→ Requirements
Copy out the listing that follows exactly, dropping every picture.
---- Provided data
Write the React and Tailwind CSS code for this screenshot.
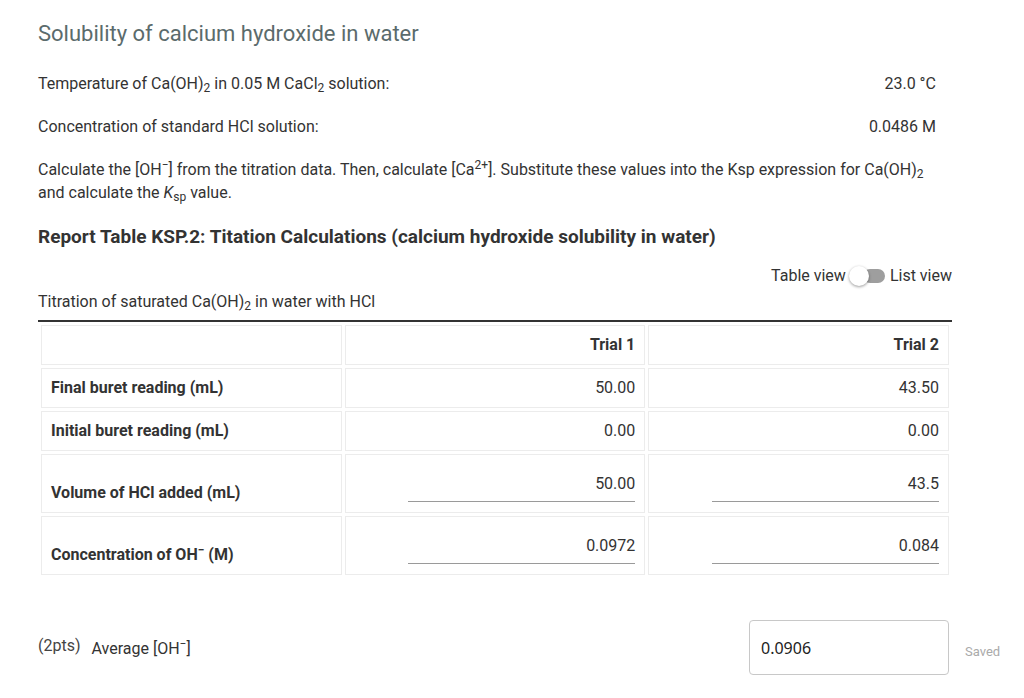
import React from "react";

const font = { fontFamily: "Roboto, 'Liberation Sans', sans-serif" };

function Cell({ children, className = "" }) {
  return (
    <td className={"border border-[#ececec] px-[9px] " + className}>{children}</td>
  );
}

function Underlined({ value }) {
  return (
    <div className="flex justify-end">
      <div className="w-[227px] border-b border-[#9a9a9a] text-right pb-[7px] leading-[20px]">{value}</div>
    </div>
  );
}

export default function App() {
  return (
    <div className="min-h-[698px] bg-white text-[#333] text-[16px]" style={font}>
      <div className="w-[914px] ml-[38px]">
        <div className="pt-[20px] text-[22px] leading-[28px] text-[#5b6b6c]">
          Solubility of calcium hydroxide in water
        </div>
        <div className="mt-[25px] flex justify-between leading-[22px] pr-[16px]">
          <span>
            Temperature of Ca(OH)<sub>2</sub> in 0.05 M CaCl<sub>2</sub> solution:
          </span>
          <span>23.0 °C</span>
        </div>
        <div className="mt-[21px] flex justify-between leading-[22px] pr-[16px]">
          <span>Concentration of standard HCl solution:</span>
          <span>0.0486 M</span>
        </div>
        <p className="mt-[20px] leading-[23px]">
          Calculate the [OH<sup>−</sup>] from the titration data. Then, calculate [Ca<sup>2+</sup>]. Substitute these values into the Ksp expression for Ca(OH)<sub>2</sub>
          <br />
          and calculate the <i>K</i>
          <sub>sp</sub> value.
        </p>
        <div className="mt-[20px] text-[19px] font-bold leading-[26px] text-[#333]">
          Report Table KSP.2: Titation Calculations (calcium hydroxide solubility in water)
        </div>
        <div className="mt-[14px] h-[24px] flex items-center justify-end gap-[3px]">
          <span>Table view</span>
          <div className="relative w-[38px] h-[24px] flex items-center">
            <div className="absolute left-[14px] w-[22px] h-[14px] rounded-full bg-[#9e9e9e]" />
            <div className="absolute left-0 w-[20px] h-[20px] rounded-full bg-white shadow-[0_1px_3px_rgba(0,0,0,0.4)]" />
          </div>
          <span>List view</span>
        </div>
        <div className="mt-[3px] leading-[22px] pb-[7px] border-b-2 border-[#333]">
          Titration of saturated Ca(OH)<sub>2</sub> in water with HCl
        </div>
        <table className="w-full border-separate border-spacing-[3px] text-[16px]">
          <tbody>
            <tr className="h-[40px]">
              <Cell className="w-1/3" />
              <Cell className="w-1/3 text-right font-bold">Trial 1</Cell>
              <Cell className="w-1/3 text-right font-bold">Trial 2</Cell>
            </tr>
            <tr className="h-[40px]">
              <Cell className="font-bold">Final buret reading (mL)</Cell>
              <Cell className="text-right">50.00</Cell>
              <Cell className="text-right">43.50</Cell>
            </tr>
            <tr className="h-[40px]">
              <Cell className="font-bold">Initial buret reading (mL)</Cell>
              <Cell className="text-right">0.00</Cell>
              <Cell className="text-right">0.00</Cell>
            </tr>
            <tr className="h-[59px]">
              <Cell className="font-bold pt-[18px]">Volume of HCl added (mL)</Cell>
              <Cell className="pt-[9px]"><Underlined value="50.00" /></Cell>
              <Cell className="pt-[9px]"><Underlined value="43.5" /></Cell>
            </tr>
            <tr className="h-[59px]">
              <Cell className="font-bold pt-[18px]">
                Concentration of OH<sup>−</sup> (M)
              </Cell>
              <Cell className="pt-[9px]"><Underlined value="0.0972" /></Cell>
              <Cell className="pt-[9px]"><Underlined value="0.084" /></Cell>
            </tr>
          </tbody>
        </table>
        <div className="mt-[42px] flex items-center relative">
          <span className="text-[16px] text-[#444] mr-[11px] -mt-[3px]">(2pts)</span>
          <span className="text-[16px] text-[#333] pt-[2px]">
            Average [OH<sup>−</sup>]
          </span>
          <div
            className="ml-auto mr-[3px] w-[200px] h-[55px] rounded-[4px] border border-[#c8c8c8] flex items-center px-[11px] text-[16px] text-[#222]"
            style={{ fontFamily: "'Noto Sans', 'Open Sans', sans-serif" }}
          >
            0.0906
          </div>
          <span className="absolute left-[927px] top-[22px] text-[13px] text-[#aaa]">Saved</span>
        </div>
      </div>
    </div>
  );
}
--------
→ Result of this task
Write the React and Tailwind CSS code for this screenshot.
import React from "react";

const font = { fontFamily: "Roboto, 'Liberation Sans', sans-serif" };

function Cell({ children, className = "" }) {
  return (
    <td className={"border border-[#ececec] px-[9px] " + className}>{children}</td>
  );
}

function Underlined({ value }) {
  return (
    <div className="flex justify-end">
      <div className="w-[227px] border-b border-[#9a9a9a] text-right pb-[7px] leading-[20px]">{value}</div>
    </div>
  );
}

export default function App() {
  return (
    <div className="min-h-[698px] bg-white text-[#333] text-[16px]" style={font}>
      <div className="w-[914px] ml-[38px]">
        <div className="pt-[20px] text-[22px] leading-[28px] text-[#5b6b6c]">
          Solubility of calcium hydroxide in water
        </div>
        <div className="mt-[25px] flex justify-between leading-[22px] pr-[16px]">
          <span>
            Temperature of Ca(OH)<sub>2</sub> in 0.05 M CaCl<sub>2</sub> solution:
          </span>
          <span>23.0 °C</span>
        </div>
        <div className="mt-[21px] flex justify-between leading-[22px] pr-[16px]">
          <span>Concentration of standard HCl solution:</span>
          <span>0.0486 M</span>
        </div>
        <p className="mt-[20px] leading-[23px]">
          Calculate the [OH<sup>−</sup>] from the titration data. Then, calculate [Ca<sup>2+</sup>]. Substitute these values into the Ksp expression for Ca(OH)<sub>2</sub>
          <br />
          and calculate the <i>K</i>
          <sub>sp</sub> value.
        </p>
        <div className="mt-[20px] text-[19px] font-bold leading-[26px] text-[#333]">
          Report Table KSP.2: Titation Calculations (calcium hydroxide solubility in water)
        </div>
        <div className="mt-[14px] h-[24px] flex items-center justify-end gap-[3px]">
          <span>Table view</span>
          <div className="relative w-[38px] h-[24px] flex items-center">
            <div className="absolute left-[14px] w-[22px] h-[14px] rounded-full bg-[#9e9e9e]" />
            <div className="absolute left-0 w-[20px] h-[20px] rounded-full bg-white shadow-[0_1px_3px_rgba(0,0,0,0.4)]" />
          </div>
          <span>List view</span>
        </div>
        <div className="mt-[3px] leading-[22px] pb-[7px] border-b-2 border-[#333]">
          Titration of saturated Ca(OH)<sub>2</sub> in water with HCl
        </div>
        <table className="w-full border-separate border-spacing-[3px] text-[16px]">
          <tbody>
            <tr className="h-[40px]">
              <Cell className="w-1/3" />
              <Cell className="w-1/3 text-right font-bold">Trial 1</Cell>
              <Cell className="w-1/3 text-right font-bold">Trial 2</Cell>
            </tr>
            <tr className="h-[40px]">
              <Cell className="font-bold">Final buret reading (mL)</Cell>
              <Cell className="text-right">50.00</Cell>
              <Cell className="text-right">43.50</Cell>
            </tr>
            <tr className="h-[40px]">
              <Cell className="font-bold">Initial buret reading (mL)</Cell>
              <Cell className="text-right">0.00</Cell>
              <Cell className="text-right">0.00</Cell>
            </tr>
            <tr className="h-[59px]">
              <Cell className="font-bold pt-[18px]">Volume of HCl added (mL)</Cell>
              <Cell className="pt-[9px]"><Underlined value="50.00" /></Cell>
              <Cell className="pt-[9px]"><Underlined value="43.5" /></Cell>
            </tr>
            <tr className="h-[59px]">
              <Cell className="font-bold pt-[18px]">
                Concentration of OH<sup>−</sup> (M)
              </Cell>
              <Cell className="pt-[9px]"><Underlined value="0.0972" /></Cell>
              <Cell className="pt-[9px]"><Underlined value="0.084" /></Cell>
            </tr>
          </tbody>
        </table>
        <div className="mt-[42px] flex items-center relative">
          <span className="text-[16px] text-[#444] mr-[11px] -mt-[3px]">(2pts)</span>
          <span className="text-[16px] text-[#333] pt-[2px]">
            Average [OH<sup>−</sup>]
          </span>
          <div
            className="ml-auto mr-[3px] w-[200px] h-[55px] rounded-[4px] border border-[#c8c8c8] flex items-center px-[11px] text-[16px] text-[#222]"
            style={{ fontFamily: "'Noto Sans', 'Open Sans', sans-serif" }}
          >
            0.0906
          </div>
          <span className="absolute left-[927px] top-[22px] text-[13px] text-[#aaa]">Saved</span>
        </div>
      </div>
    </div>
  );
}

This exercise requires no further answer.